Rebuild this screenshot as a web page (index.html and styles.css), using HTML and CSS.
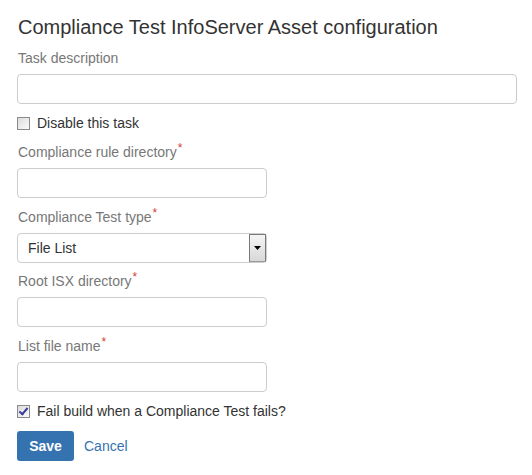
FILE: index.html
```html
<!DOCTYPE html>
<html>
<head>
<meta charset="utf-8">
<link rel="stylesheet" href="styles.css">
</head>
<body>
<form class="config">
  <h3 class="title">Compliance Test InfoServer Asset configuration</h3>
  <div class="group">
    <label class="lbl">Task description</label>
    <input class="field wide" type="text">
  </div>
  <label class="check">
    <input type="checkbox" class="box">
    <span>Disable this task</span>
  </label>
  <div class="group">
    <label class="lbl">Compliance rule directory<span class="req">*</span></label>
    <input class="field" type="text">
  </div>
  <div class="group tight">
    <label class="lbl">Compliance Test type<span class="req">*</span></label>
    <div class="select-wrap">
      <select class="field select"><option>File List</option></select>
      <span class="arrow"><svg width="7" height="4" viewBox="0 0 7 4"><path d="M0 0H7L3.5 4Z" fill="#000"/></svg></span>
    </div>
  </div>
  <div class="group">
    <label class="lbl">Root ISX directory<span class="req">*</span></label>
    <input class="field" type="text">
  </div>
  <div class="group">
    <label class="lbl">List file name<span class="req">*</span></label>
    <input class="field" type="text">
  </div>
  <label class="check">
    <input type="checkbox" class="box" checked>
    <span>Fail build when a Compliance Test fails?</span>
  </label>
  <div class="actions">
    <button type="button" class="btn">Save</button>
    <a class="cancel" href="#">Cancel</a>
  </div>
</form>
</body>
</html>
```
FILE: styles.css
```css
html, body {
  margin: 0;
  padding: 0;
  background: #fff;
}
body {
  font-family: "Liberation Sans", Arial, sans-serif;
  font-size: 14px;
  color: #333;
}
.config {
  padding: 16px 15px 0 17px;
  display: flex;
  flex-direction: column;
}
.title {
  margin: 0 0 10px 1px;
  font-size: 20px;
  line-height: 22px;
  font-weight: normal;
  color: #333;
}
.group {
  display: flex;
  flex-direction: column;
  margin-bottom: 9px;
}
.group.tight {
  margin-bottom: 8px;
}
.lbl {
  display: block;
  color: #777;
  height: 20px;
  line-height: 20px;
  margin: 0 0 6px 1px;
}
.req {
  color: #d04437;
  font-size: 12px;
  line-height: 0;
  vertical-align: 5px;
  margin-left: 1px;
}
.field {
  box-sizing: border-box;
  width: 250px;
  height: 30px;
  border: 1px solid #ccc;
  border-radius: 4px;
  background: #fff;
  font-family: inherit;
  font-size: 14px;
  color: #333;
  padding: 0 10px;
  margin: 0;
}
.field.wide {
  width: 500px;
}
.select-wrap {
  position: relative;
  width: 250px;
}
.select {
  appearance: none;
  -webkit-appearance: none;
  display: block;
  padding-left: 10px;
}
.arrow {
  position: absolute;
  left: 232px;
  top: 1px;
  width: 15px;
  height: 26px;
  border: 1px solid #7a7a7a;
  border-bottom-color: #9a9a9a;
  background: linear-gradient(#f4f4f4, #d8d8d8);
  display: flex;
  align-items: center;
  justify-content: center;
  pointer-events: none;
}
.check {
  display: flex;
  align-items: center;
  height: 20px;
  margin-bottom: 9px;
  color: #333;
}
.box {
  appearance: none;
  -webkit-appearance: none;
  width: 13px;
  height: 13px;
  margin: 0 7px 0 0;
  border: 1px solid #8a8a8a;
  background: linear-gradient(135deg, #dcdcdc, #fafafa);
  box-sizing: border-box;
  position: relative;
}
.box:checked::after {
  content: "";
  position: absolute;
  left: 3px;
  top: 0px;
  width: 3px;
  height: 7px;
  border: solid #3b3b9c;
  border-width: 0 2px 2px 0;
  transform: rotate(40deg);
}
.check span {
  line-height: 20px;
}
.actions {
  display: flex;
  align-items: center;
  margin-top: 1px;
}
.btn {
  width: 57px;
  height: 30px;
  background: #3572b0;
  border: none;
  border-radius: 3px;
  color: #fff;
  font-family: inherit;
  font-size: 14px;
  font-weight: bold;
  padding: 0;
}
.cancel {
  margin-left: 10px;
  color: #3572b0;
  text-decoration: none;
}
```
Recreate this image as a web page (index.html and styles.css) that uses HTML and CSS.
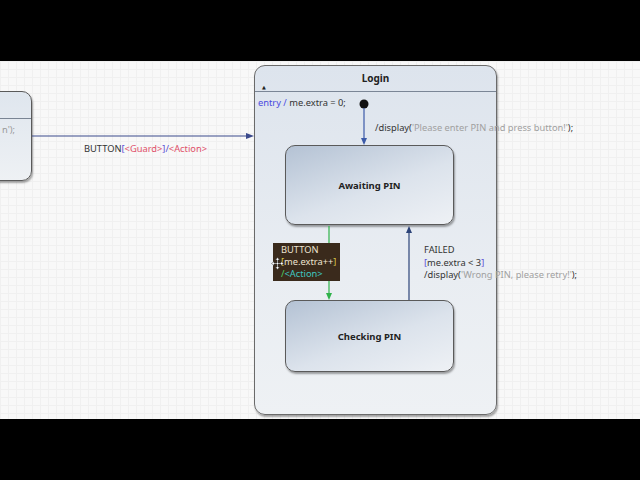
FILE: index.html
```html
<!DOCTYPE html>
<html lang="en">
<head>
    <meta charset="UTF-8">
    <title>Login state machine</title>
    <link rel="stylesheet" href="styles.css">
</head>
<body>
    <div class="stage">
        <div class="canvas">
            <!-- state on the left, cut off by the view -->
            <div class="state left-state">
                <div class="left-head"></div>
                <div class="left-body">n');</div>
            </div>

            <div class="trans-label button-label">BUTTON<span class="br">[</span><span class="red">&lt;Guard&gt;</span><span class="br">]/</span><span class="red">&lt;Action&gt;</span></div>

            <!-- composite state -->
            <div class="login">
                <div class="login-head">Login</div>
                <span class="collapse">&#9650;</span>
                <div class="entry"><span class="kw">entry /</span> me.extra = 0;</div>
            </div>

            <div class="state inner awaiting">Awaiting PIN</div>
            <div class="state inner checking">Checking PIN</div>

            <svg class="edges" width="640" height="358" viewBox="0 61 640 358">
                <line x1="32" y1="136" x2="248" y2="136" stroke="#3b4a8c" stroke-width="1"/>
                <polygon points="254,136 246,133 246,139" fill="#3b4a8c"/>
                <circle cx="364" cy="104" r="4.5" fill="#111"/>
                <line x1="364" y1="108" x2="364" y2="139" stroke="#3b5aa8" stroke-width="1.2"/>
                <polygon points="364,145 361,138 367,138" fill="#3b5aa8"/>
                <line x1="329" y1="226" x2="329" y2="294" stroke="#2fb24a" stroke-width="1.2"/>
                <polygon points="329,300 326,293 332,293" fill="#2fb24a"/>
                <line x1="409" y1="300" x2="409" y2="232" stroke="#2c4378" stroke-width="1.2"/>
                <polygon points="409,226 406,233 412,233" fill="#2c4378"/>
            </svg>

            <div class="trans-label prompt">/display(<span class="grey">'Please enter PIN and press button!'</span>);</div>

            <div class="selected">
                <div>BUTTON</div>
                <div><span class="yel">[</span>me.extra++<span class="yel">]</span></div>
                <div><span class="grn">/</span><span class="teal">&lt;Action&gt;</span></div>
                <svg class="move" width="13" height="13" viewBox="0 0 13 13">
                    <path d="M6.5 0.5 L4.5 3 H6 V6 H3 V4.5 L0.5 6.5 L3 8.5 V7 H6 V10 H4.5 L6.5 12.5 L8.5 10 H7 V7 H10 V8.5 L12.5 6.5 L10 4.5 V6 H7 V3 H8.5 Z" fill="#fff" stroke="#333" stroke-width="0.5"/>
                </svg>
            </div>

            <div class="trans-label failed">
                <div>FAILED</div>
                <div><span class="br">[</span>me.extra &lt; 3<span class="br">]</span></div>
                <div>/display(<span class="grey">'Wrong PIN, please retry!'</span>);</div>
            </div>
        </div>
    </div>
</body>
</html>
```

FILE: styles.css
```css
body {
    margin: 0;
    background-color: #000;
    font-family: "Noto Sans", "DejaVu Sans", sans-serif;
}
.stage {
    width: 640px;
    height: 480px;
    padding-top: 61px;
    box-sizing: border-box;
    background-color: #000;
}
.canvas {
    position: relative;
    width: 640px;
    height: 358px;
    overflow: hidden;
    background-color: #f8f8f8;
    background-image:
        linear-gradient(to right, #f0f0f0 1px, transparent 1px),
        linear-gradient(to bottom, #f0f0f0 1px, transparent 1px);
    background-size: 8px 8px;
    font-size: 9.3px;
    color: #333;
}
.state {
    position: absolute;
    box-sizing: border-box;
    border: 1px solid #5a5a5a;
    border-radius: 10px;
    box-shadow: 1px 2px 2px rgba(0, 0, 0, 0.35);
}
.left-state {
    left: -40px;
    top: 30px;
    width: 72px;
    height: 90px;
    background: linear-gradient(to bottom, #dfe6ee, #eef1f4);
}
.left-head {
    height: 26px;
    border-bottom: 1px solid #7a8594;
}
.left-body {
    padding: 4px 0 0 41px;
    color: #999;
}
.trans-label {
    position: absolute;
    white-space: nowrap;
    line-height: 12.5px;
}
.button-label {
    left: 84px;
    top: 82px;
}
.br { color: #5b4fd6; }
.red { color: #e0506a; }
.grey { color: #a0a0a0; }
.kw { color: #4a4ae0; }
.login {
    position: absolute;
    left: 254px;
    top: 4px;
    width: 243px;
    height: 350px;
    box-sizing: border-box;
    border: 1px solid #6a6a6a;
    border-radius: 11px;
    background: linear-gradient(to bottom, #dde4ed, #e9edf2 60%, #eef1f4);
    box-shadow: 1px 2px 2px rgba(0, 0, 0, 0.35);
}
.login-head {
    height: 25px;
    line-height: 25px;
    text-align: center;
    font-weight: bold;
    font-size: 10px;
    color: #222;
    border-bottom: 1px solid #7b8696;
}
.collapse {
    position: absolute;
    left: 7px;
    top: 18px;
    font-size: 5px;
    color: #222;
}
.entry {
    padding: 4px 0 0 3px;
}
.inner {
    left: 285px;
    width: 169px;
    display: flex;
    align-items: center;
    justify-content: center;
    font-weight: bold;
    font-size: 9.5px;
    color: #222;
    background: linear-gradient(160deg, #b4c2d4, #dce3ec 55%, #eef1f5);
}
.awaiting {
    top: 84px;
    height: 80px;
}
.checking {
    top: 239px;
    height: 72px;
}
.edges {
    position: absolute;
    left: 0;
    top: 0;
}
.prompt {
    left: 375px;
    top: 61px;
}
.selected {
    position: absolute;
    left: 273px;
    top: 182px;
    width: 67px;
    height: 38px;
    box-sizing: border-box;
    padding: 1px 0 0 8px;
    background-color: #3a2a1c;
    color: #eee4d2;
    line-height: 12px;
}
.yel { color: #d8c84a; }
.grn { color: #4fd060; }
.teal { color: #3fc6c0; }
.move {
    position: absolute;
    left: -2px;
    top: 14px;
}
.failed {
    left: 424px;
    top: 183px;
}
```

Task description: Show all lines from the records above where the word "this" occurs.

In response:
Rebuild this screenshot as a web page (index.html and styles.css), using HTML and CSS.
    <span>Disable this task</span>
Recreate this image as a web page (index.html and styles.css) that uses HTML and CSS.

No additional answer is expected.